▸ **Written instruction**
Transcribe the listing word for word.

▸ **Material provided**
--

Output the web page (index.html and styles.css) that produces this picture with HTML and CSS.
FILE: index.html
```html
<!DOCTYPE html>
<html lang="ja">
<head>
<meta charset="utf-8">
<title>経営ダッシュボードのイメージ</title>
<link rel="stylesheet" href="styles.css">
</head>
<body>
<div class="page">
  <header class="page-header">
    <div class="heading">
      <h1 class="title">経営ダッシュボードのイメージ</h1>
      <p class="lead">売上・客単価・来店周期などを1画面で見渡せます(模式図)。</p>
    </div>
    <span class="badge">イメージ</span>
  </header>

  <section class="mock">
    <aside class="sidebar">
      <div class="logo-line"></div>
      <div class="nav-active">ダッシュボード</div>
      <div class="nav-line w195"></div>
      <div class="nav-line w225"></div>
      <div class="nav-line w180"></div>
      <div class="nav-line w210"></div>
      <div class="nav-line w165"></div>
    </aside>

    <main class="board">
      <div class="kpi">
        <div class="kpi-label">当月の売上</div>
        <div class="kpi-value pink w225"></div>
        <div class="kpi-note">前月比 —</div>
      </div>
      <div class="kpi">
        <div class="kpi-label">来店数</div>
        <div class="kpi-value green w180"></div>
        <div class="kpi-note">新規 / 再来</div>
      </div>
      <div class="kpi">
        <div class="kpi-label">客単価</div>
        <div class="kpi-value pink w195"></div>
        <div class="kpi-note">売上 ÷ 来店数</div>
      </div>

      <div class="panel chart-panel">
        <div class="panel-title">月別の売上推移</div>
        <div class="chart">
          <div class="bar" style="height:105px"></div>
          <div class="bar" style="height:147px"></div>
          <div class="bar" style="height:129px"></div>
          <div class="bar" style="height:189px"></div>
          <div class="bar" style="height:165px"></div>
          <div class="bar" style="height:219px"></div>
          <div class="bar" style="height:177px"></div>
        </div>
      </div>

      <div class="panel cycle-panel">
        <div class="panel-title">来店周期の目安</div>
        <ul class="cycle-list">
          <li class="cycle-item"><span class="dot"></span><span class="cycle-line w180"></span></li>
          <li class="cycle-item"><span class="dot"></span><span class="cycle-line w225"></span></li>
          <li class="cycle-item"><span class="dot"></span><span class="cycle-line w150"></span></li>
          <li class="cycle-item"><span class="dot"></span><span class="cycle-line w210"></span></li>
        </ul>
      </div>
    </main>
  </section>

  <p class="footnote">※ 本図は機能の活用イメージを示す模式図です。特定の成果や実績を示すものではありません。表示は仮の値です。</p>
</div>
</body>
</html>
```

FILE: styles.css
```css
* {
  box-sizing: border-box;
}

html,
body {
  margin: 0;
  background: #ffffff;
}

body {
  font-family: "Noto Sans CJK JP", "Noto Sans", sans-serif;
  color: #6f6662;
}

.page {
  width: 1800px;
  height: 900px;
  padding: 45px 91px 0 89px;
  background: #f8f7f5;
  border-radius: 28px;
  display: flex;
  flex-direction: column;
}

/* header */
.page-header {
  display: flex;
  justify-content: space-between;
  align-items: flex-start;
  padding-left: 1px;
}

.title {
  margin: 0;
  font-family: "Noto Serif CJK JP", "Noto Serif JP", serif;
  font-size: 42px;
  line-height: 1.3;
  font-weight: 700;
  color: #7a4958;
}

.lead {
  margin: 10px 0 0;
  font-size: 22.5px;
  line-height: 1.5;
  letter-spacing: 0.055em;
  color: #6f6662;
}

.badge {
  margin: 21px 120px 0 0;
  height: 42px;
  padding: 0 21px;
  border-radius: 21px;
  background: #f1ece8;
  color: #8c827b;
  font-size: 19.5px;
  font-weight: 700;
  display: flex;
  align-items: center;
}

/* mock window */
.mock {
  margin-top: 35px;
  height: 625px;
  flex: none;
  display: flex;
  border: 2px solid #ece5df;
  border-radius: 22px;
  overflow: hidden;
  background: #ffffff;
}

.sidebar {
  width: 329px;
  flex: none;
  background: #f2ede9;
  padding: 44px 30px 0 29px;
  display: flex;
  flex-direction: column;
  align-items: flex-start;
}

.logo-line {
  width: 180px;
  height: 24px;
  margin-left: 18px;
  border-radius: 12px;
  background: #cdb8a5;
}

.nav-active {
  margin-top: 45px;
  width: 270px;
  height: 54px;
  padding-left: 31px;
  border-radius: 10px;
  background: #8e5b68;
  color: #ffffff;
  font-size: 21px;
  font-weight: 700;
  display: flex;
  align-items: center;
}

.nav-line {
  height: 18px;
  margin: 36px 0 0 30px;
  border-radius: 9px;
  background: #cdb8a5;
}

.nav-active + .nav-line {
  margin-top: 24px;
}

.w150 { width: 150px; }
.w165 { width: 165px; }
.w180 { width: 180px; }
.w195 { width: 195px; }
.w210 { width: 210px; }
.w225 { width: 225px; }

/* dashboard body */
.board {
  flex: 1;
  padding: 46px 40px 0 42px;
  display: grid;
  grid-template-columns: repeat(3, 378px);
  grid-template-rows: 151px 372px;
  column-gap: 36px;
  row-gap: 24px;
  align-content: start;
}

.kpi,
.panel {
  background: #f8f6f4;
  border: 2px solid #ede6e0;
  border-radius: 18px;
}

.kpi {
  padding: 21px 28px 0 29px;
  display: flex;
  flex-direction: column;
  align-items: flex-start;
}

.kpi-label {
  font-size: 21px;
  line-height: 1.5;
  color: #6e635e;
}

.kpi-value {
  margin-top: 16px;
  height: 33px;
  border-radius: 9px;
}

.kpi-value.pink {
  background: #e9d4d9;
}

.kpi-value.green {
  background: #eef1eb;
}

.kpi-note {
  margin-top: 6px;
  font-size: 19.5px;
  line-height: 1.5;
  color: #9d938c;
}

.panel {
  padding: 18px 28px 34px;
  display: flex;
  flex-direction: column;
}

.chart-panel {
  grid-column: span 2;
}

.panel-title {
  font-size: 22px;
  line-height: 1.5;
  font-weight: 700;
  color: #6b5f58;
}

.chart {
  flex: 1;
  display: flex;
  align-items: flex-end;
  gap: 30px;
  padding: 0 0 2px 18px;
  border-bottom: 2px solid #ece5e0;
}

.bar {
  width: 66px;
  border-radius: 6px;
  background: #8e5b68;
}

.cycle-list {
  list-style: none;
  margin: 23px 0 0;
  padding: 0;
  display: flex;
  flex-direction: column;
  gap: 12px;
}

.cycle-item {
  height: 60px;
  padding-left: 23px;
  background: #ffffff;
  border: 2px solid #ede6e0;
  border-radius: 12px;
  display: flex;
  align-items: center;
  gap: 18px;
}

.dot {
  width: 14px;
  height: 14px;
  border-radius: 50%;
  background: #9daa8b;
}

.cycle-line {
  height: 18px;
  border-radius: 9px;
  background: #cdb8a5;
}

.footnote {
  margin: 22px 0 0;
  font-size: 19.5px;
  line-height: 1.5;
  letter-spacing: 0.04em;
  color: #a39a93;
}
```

--

▸ **Written answer**
Output the web page (index.html and styles.css) that produces this picture with HTML and CSS.
FILE: index.html
```html
<!DOCTYPE html>
<html lang="ja">
<head>
<meta charset="utf-8">
<title>経営ダッシュボードのイメージ</title>
<link rel="stylesheet" href="styles.css">
</head>
<body>
<div class="page">
  <header class="page-header">
    <div class="heading">
      <h1 class="title">経営ダッシュボードのイメージ</h1>
      <p class="lead">売上・客単価・来店周期などを1画面で見渡せます(模式図)。</p>
    </div>
    <span class="badge">イメージ</span>
  </header>

  <section class="mock">
    <aside class="sidebar">
      <div class="logo-line"></div>
      <div class="nav-active">ダッシュボード</div>
      <div class="nav-line w195"></div>
      <div class="nav-line w225"></div>
      <div class="nav-line w180"></div>
      <div class="nav-line w210"></div>
      <div class="nav-line w165"></div>
    </aside>

    <main class="board">
      <div class="kpi">
        <div class="kpi-label">当月の売上</div>
        <div class="kpi-value pink w225"></div>
        <div class="kpi-note">前月比 —</div>
      </div>
      <div class="kpi">
        <div class="kpi-label">来店数</div>
        <div class="kpi-value green w180"></div>
        <div class="kpi-note">新規 / 再来</div>
      </div>
      <div class="kpi">
        <div class="kpi-label">客単価</div>
        <div class="kpi-value pink w195"></div>
        <div class="kpi-note">売上 ÷ 来店数</div>
      </div>

      <div class="panel chart-panel">
        <div class="panel-title">月別の売上推移</div>
        <div class="chart">
          <div class="bar" style="height:105px"></div>
          <div class="bar" style="height:147px"></div>
          <div class="bar" style="height:129px"></div>
          <div class="bar" style="height:189px"></div>
          <div class="bar" style="height:165px"></div>
          <div class="bar" style="height:219px"></div>
          <div class="bar" style="height:177px"></div>
        </div>
      </div>

      <div class="panel cycle-panel">
        <div class="panel-title">来店周期の目安</div>
        <ul class="cycle-list">
          <li class="cycle-item"><span class="dot"></span><span class="cycle-line w180"></span></li>
          <li class="cycle-item"><span class="dot"></span><span class="cycle-line w225"></span></li>
          <li class="cycle-item"><span class="dot"></span><span class="cycle-line w150"></span></li>
          <li class="cycle-item"><span class="dot"></span><span class="cycle-line w210"></span></li>
        </ul>
      </div>
    </main>
  </section>

  <p class="footnote">※ 本図は機能の活用イメージを示す模式図です。特定の成果や実績を示すものではありません。表示は仮の値です。</p>
</div>
</body>
</html>
```

FILE: styles.css
```css
* {
  box-sizing: border-box;
}

html,
body {
  margin: 0;
  background: #ffffff;
}

body {
  font-family: "Noto Sans CJK JP", "Noto Sans", sans-serif;
  color: #6f6662;
}

.page {
  width: 1800px;
  height: 900px;
  padding: 45px 91px 0 89px;
  background: #f8f7f5;
  border-radius: 28px;
  display: flex;
  flex-direction: column;
}

/* header */
.page-header {
  display: flex;
  justify-content: space-between;
  align-items: flex-start;
  padding-left: 1px;
}

.title {
  margin: 0;
  font-family: "Noto Serif CJK JP", "Noto Serif JP", serif;
  font-size: 42px;
  line-height: 1.3;
  font-weight: 700;
  color: #7a4958;
}

.lead {
  margin: 10px 0 0;
  font-size: 22.5px;
  line-height: 1.5;
  letter-spacing: 0.055em;
  color: #6f6662;
}

.badge {
  margin: 21px 120px 0 0;
  height: 42px;
  padding: 0 21px;
  border-radius: 21px;
  background: #f1ece8;
  color: #8c827b;
  font-size: 19.5px;
  font-weight: 700;
  display: flex;
  align-items: center;
}

/* mock window */
.mock {
  margin-top: 35px;
  height: 625px;
  flex: none;
  display: flex;
  border: 2px solid #ece5df;
  border-radius: 22px;
  overflow: hidden;
  background: #ffffff;
}

.sidebar {
  width: 329px;
  flex: none;
  background: #f2ede9;
  padding: 44px 30px 0 29px;
  display: flex;
  flex-direction: column;
  align-items: flex-start;
}

.logo-line {
  width: 180px;
  height: 24px;
  margin-left: 18px;
  border-radius: 12px;
  background: #cdb8a5;
}

.nav-active {
  margin-top: 45px;
  width: 270px;
  height: 54px;
  padding-left: 31px;
  border-radius: 10px;
  background: #8e5b68;
  color: #ffffff;
  font-size: 21px;
  font-weight: 700;
  display: flex;
  align-items: center;
}

.nav-line {
  height: 18px;
  margin: 36px 0 0 30px;
  border-radius: 9px;
  background: #cdb8a5;
}

.nav-active + .nav-line {
  margin-top: 24px;
}

.w150 { width: 150px; }
.w165 { width: 165px; }
.w180 { width: 180px; }
.w195 { width: 195px; }
.w210 { width: 210px; }
.w225 { width: 225px; }

/* dashboard body */
.board {
  flex: 1;
  padding: 46px 40px 0 42px;
  display: grid;
  grid-template-columns: repeat(3, 378px);
  grid-template-rows: 151px 372px;
  column-gap: 36px;
  row-gap: 24px;
  align-content: start;
}

.kpi,
.panel {
  background: #f8f6f4;
  border: 2px solid #ede6e0;
  border-radius: 18px;
}

.kpi {
  padding: 21px 28px 0 29px;
  display: flex;
  flex-direction: column;
  align-items: flex-start;
}

.kpi-label {
  font-size: 21px;
  line-height: 1.5;
  color: #6e635e;
}

.kpi-value {
  margin-top: 16px;
  height: 33px;
  border-radius: 9px;
}

.kpi-value.pink {
  background: #e9d4d9;
}

.kpi-value.green {
  background: #eef1eb;
}

.kpi-note {
  margin-top: 6px;
  font-size: 19.5px;
  line-height: 1.5;
  color: #9d938c;
}

.panel {
  padding: 18px 28px 34px;
  display: flex;
  flex-direction: column;
}

.chart-panel {
  grid-column: span 2;
}

.panel-title {
  font-size: 22px;
  line-height: 1.5;
  font-weight: 700;
  color: #6b5f58;
}

.chart {
  flex: 1;
  display: flex;
  align-items: flex-end;
  gap: 30px;
  padding: 0 0 2px 18px;
  border-bottom: 2px solid #ece5e0;
}

.bar {
  width: 66px;
  border-radius: 6px;
  background: #8e5b68;
}

.cycle-list {
  list-style: none;
  margin: 23px 0 0;
  padding: 0;
  display: flex;
  flex-direction: column;
  gap: 12px;
}

.cycle-item {
  height: 60px;
  padding-left: 23px;
  background: #ffffff;
  border: 2px solid #ede6e0;
  border-radius: 12px;
  display: flex;
  align-items: center;
  gap: 18px;
}

.dot {
  width: 14px;
  height: 14px;
  border-radius: 50%;
  background: #9daa8b;
}

.cycle-line {
  height: 18px;
  border-radius: 9px;
  background: #cdb8a5;
}

.footnote {
  margin: 22px 0 0;
  font-size: 19.5px;
  line-height: 1.5;
  letter-spacing: 0.04em;
  color: #a39a93;
}
```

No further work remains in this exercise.